L’arianisme reparut vers le milieu du XVIème siècle, à la faveur de toutes les disputes de religion qui partageaient alors l’Europe: mais il reparut armé d’une force nouvelle et d’une plus grande incrédulité. Quarante gentilshommes de Vicence formèrent une académie, dans laquelle on n’établit que les seuls dogmes qui parurent nécessaires pour être chrétien. Jésus fut reconnu pour Verbe, pour sauveur, et pour juge, mais on nia sa divinité, sa consubstantialité, et jusqu’à la Trinité.
Les principaux de ces dogmatiseurs furent Lélius Socin, Ochin, Parota, Gentilis. Servet se joignit à eux. On connaît sa malheureuse dispute avec Calvin; ils eurent quelque temps ensemble un commerce d’injures par lettres. Servet fut assez imprudent pour passer par Genève, dans un voyage qu’il faisait en Allemagne. Calvin fut assez lâche pour le faire arrêter, et assez barbare pour le faire condamner à être brûlé à petit feu, c’est-à-dire au même supplice auquel Calvin avait à peine échappé en France. Presque tous les théologiens d’alors étaient tour à tour persécuteurs ou persécutés, bourreaux ou victimes.
Le même Calvin sollicita dans Genève la mort de Gentilis. Il trouva cinq avocats qui signèrent que Gentilis méritait de mourir dans les flammes. De telles horreurs sont dignes de cet abominable siècle. Gentilis fut mis en prison et allait être brûlé comme Servet: mais il fut plus avisé que cet Espagnol; il se rétracta, donna les louanges les plus ridicules à Calvin, et fut sauvé. Mais son malheur voulut ensuite que n’ayant pas assez ménagé un bailli du canton de Berne, il fut arrêté comme arien. Des témoins déposèrent qu’il avait dit que les mots de trinité, d’essence, d’hypostase, ne se trouvaient pas dans l’Écriture sainte; et sur cette déposition, les juges, qui ne savaient pas plus que lui ce que c’est qu’une hypostase, le condamnèrent, sans raisonner, à perdre la tête.

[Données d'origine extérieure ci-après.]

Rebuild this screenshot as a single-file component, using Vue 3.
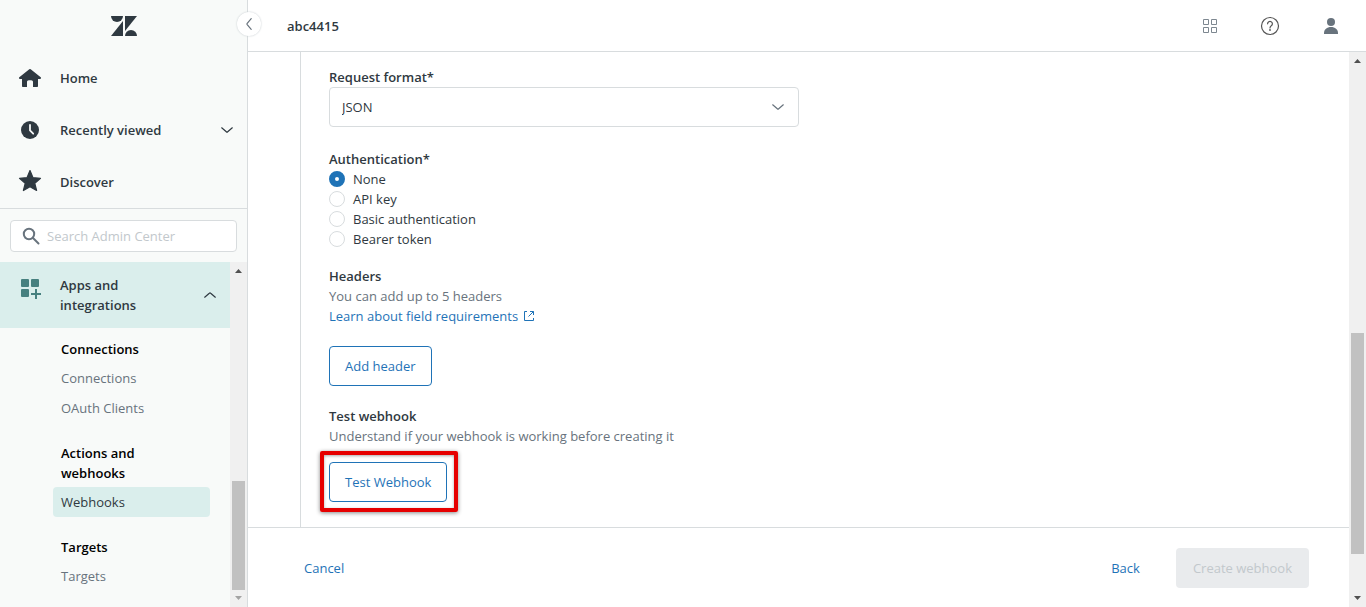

Faustus Socin, neveu de Lélius Socin, et ses compagnons, furent plus heureux en Allemagne; ils pénétrèrent en Silésie et en Pologne, ils y fondèrent des Églises; ils écrivirent, ils prêchèrent, ils réussirent: mais à la longue, comme leur religion était dépouillée de presque tous les mystères, et plutôt une secte philosophique paisible qu’une secte militante, ils furent abandonnés; les jésuites, qui avaient plus de crédit qu’eux, les poursuivirent et les dispersèrent.
Ce qui reste de cette secte en Pologne, en Allemagne, en Hollande, se tient caché et tranquille. La secte a reparu en Angleterre avec plus de force et d’éclat. Le grand Newton et Locke l’embrassèrent; Samuel Clarke célèbre curé de Saint-James, auteur d’un si bon livre sur l’existence de Dieu, se déclara hautement arien; et ses disciples sont très nombreux. Il n’allait jamais à sa paroisse le jour qu’on y récitait le symbole de saint Athanase. On pourra voir dans le cours de cet ouvrage les subtilités que tous ces opiniâtres, plus philosophes que chrétiens, opposent à la pureté de la foi catholique.
Quoiqu’il y eût un grand troupeau d’ariens à Londres parmi les théologiens les grandes vérités mathématiques découvertes par Newton, et la sagesse métaphysique de Locke, ont plus occupé les esprits. Les disputes sur la consubstantialité ont paru très fades aux philosophes. Il est arrivé à Newton en Angleterre la même chose qu’à Corneille en France; on oublia Pertharite, Théodore, et son recueil de vers; on ne pensa qu’à Cinna. Newton fut regardé comme l’interprète de Dieu dans le calcul des fluxions, dans les lois de la gravitation, dans la nature de la lumière. Il fut porté à sa mort par les pairs et le chancelier du royaume près des tombeaux des rois, et plus révéré qu’eux. Servet, qui découvrit, dit-on, la circulation du sang, avait été brûlé à petit feu dans une petite ville des Allobroges, maîtrisée par un théologien de Picardie.
NOTE
1 – Un professeur de l’université de Paris, nommé Lebeau, qui a écrit l’Histoire du Bas-Empire, se garde bien de rapporter la lettre de Constantin telle qu’elle est, et telle que la rapporte le savant auteur du Dictionnaire des hérésies. « Ce bon prince, dit-il, animé d’une tendresse paternelle finissait en ces termes : Rendez-moi des jours sereins et des nuits tranquilles. » Il rapporte les compliments de Constantin aux évêques ; mais il devait aussi rapporter le reproche. L’épithète de bon prince convient à Titus, à Trajan, à Marc-Antonin, à Marc-Aurèle, et même à Julien le Philosophe, qui ne versa jamais que le sang des ennemis de l’empire en prodiguant le sien ; et non pas à Constantin, le plus ambitieux des hommes, le plus vain, le plus voluptueux, et en même temps le plus perfide et le plus sanguinaire. Ce n’est pas écrire l’histoire, c’est la défigurer.